Summer At Sea: Week 2 Day 1
Genesis 8:6-16
6 After forty days Noah opened a window he had made in the ark 7 and sent out a raven, and it kept flying back and forth until the water had dried up from the earth. 8 Then he sent out a dove to see if the water had receded from the surface of the ground. 9 But the dove could find nowhere to perch because there was water over all the surface of the earth; so it returned to Noah in the ark. He reached out his hand and took the dove and brought it back to himself in the ark. 10 He waited seven more days and again sent out the dove from the ark. 11 When the dove returned to him in the evening, there in its beak was a freshly plucked olive leaf! Then Noah knew that the water had receded from the earth. 12 He waited seven more days and sent the dove out again, but this time it did not return to him.

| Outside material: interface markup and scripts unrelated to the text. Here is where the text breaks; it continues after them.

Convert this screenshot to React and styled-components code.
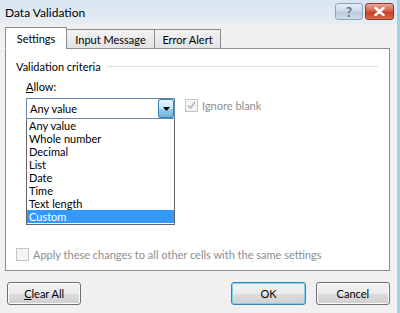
import React from 'react';
import styled, { createGlobalStyle } from 'styled-components';

const Global = createGlobalStyle`
  html, body { margin:0; padding:0; background:#f0f0f0; }
  body { font-family:Lato, "Liberation Sans", sans-serif; font-size:11px; color:#000; }
`;

const Window = styled.div`
  width:400px; height:313px; box-sizing:border-box; overflow:hidden;
  display:flex; flex-direction:column;
  background:#f0f0f0;
  border-right:3px solid #9fd3ea;
`;

const TitleBar = styled.div`
  height:24px; flex:none;
  display:flex; align-items:center; justify-content:space-between;
  padding:0 3px 0 5px;
  background:linear-gradient(#d9e5f1, #e6edf4);
  .title { font-size:12px; }
`;

const Caps = styled.div`
  display:flex; gap:2px; align-self:flex-start; margin-top:3px;
`;

const CapBtn = styled.div`
  width:${p => p.w}px; height:17px; box-sizing:border-box;
  border:1px solid ${p => p.red ? '#8a3a2c' : '#8fa2b8'};
  border-radius:3px;
  background:${p => p.red
    ? 'linear-gradient(#e9a99c, #d0593f 50%, #c3381d 51%, #d86a4b)'
    : 'linear-gradient(#e6eef6, #c9d7e6 50%, #b8c9dc 51%, #cfdceb)'};
  display:flex; align-items:center; justify-content:center;
  color:${p => p.red ? '#fff' : '#5b6f86'};
  font-weight:bold; font-size:13px;
`;

const Client = styled.div`
  flex:1; display:flex; flex-direction:column;
  padding:3px 7px 0 5px;
`;

const Tabs = styled.div`
  display:flex; align-items:flex-end; height:22px; position:relative; z-index:1;
`;

const Tab = styled.div`
  width:${p => p.w}px; height:${p => p.active ? 22 : 20}px; box-sizing:border-box;
  display:flex; align-items:center; justify-content:center;
  border:1px solid #898c95;
  border-bottom:${p => p.active ? '1px solid #fff' : '1px solid #898c95'};
  margin-left:${p => p.first ? 0 : -1}px;
  background:${p => p.active ? '#fff' : 'linear-gradient(#f2f2f2, #e3e3e3)'};
  padding-top:${p => p.active ? 0 : 1}px;
`;

const Panel = styled.div`
  height:223px; box-sizing:border-box; margin-top:-1px;
  border:1px solid #898c95; background:#fff;
  display:flex; flex-direction:column;
  padding:10px 10px 9px 10px;
`;

const GroupHead = styled.div`
  display:flex; align-items:center; gap:6px; line-height:15px;
  &::after { content:''; flex:1; height:1px; background:#d5dfe5; margin-right:1px; }
`;

const Group = styled.div`
  padding:5px 0 0 10px;
  display:flex; flex-direction:column;
`;

const Label = styled.div`
  line-height:16px;
  u { text-decoration:underline; }
`;

const Row = styled.div`
  display:flex; align-items:flex-start; margin-top:3px;
`;

const ComboWrap = styled.div`
  position:relative; width:149px;
`;

const Combo = styled.div`
  height:21px; box-sizing:border-box;
  border:1px solid #6a86a8;
  display:flex; align-items:center; padding-left:3px;
  background:#fff;
`;

const DropBtn = styled.div`
  position:absolute; right:1px; top:1px; width:16px; height:19px; box-sizing:border-box;
  border:1px solid #3c7fb1; border-radius:2px;
  background:linear-gradient(#e5f4fc, #c4e5f6 50%, #98d1ef 51%, #6cb4e0);
  display:flex; align-items:center; justify-content:center;
`;

const List = styled.div`
  position:absolute; left:0; top:21px; width:149px; box-sizing:border-box;
  border:1px solid #646464; border-top:none; background:#fff;
  padding-bottom:1px;
`;

const Item = styled.div`
  height:13px; line-height:13px; padding-left:2px;
  background:${p => p.sel ? '#3399ff' : 'transparent'};
  color:${p => p.sel ? '#fff' : '#000'};
`;

const Check = styled.div`
  display:flex; align-items:center; gap:4px; color:#8d8d8d;
  margin-left:${p => p.ml || 0}px; margin-top:${p => p.mt || 0}px;
  &.bottom { margin-top:auto; }
`;

const Box = styled.div`
  width:13px; height:13px; box-sizing:border-box;
  border:1px solid #c5c5c5; background:#f4f4f4;
  display:flex; align-items:center; justify-content:center;
`;

const Footer = styled.div`
  display:flex; align-items:center; padding:11px 0 0 2px;
`;

const Button = styled.div`
  width:75px; height:23px; box-sizing:border-box;
  border:1px solid ${p => p.def ? '#3c7fb1' : '#707070'};
  border-radius:3px;
  box-shadow:${p => p.def ? 'inset 0 0 0 1px #7ad2f5' : 'inset 0 0 0 1px #fcfcfc'};
  background:linear-gradient(#f2f2f2, #ebebeb 50%, #dddddd 51%, #cfcfcf);
  display:flex; align-items:center; justify-content:center;
  margin-left:${p => p.ml || 0}px;
  u { text-decoration:underline; }
`;

const items = ['Any value', 'Whole number', 'Decimal', 'List', 'Date', 'Time', 'Text length', 'Custom'];

export default function App() {
  return (
    <Window>
      <Global />
      <TitleBar>
        <span className="title">Data Validation</span>
        <Caps>
          <CapBtn w={28}>?</CapBtn>
          <CapBtn w={29} red>
            <svg width="11" height="9" viewBox="0 0 11 9">
              <path d="M1.5 1 L9.5 8 M9.5 1 L1.5 8" stroke="#fff" strokeWidth="2.4" strokeLinecap="round" />
            </svg>
          </CapBtn>
        </Caps>
      </TitleBar>
      <Client>
        <Tabs>
          <Tab active first w={62}>Settings</Tab>
          <Tab w={89}>Input Message</Tab>
          <Tab w={67}>Error Alert</Tab>
        </Tabs>
        <Panel>
          <GroupHead>Validation criteria</GroupHead>
          <Group>
            <Label><u>A</u>llow:</Label>
            <Row>
              <ComboWrap>
                <Combo>Any value</Combo>
                <DropBtn>
                  <svg width="7" height="4" viewBox="0 0 7 4"><path d="M0 0 H7 L3.5 4 Z" fill="#000" /></svg>
                </DropBtn>
                <List>
                  {items.map(t => <Item key={t} sel={t === 'Custom'}>{t}</Item>)}
                </List>
              </ComboWrap>
              <Check ml={10} mt={1}>
                <Box>
                  <svg width="9" height="9" viewBox="0 0 9 9"><path d="M1 4.5 L3.5 7 L8 1" stroke="#b8b8b8" strokeWidth="1.6" fill="none" /></svg>
                </Box>
                <span>Ignore blank</span>
              </Check>
            </Row>
          </Group>
          <Check className="bottom">
            <Box />
            <span>Apply these changes to all other cells with the same settings</span>
          </Check>
        </Panel>
        <Footer>
          <Button><span><u>C</u>lear All</span></Button>
          <Button def ml={150}>OK</Button>
          <Button ml={10}>Cancel</Button>
        </Footer>
      </Client>
    </Window>
  );
}
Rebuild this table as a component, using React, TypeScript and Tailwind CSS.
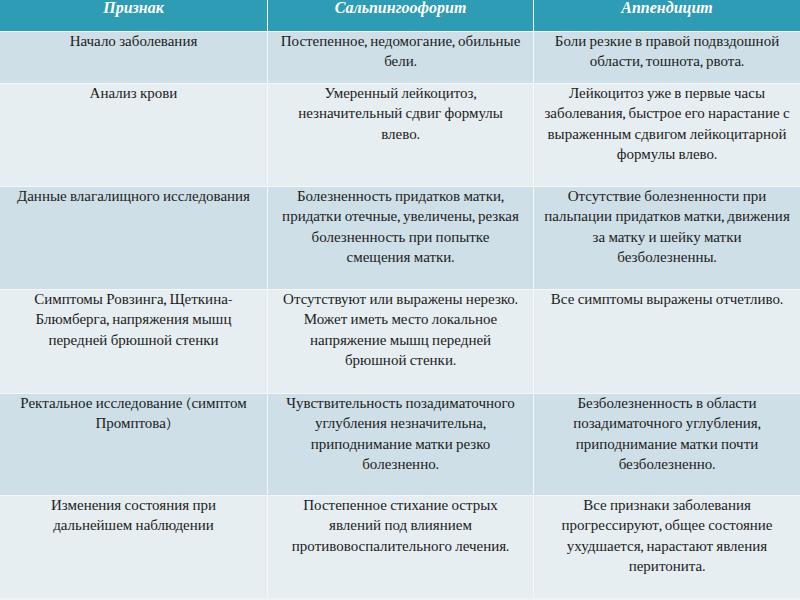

13 By the first day of the first month of Noah’s six hundred and first year, the water had dried up from the earth. Noah then removed the covering from the ark and saw that the surface of the ground was dry. 14 By the twenty-seventh day of the second month the earth was completely dry.
15 Then God said to Noah, 16 “Come out of the ark, you and your wife and your sons and their wives.”
We see here that God was doing something to the earth. The flood is what was called a decreation event, after which God recreated. Why, however, did He take time to do this? Noah spent nearly a whole year inside of that ark, why? It was so God could prepare what Noah was returning to intricately and perfectly. We see that Noah had to wait almost two months after seeing the dry land before he could exit the boat. Why did Noah have to wait so long? I, myself, am not sure why Noah had to wait so long, but Theologian Matthew Henry says this, “God consults our benefit rather than our desires; for he knows what is good for us better than we do for ourselves, and how long it is fit our restraints should continue and desired mercies should be delayed.” To put it in our way of speaking. God is concerned with what is best for us, not just what we want, and knows what that is much better than we do. And though waiting for Him to intervene sometimes feels to long for us, God knows best.
God had a reason for the flood; He had a reason for the duration of it, and He had a reason in Noah’s waiting. God has proven Himself Lord above the chaos. So when God asks us to wait just a bit more, let’s remember a man stuck in a boat with thousands of animals who trusted in God.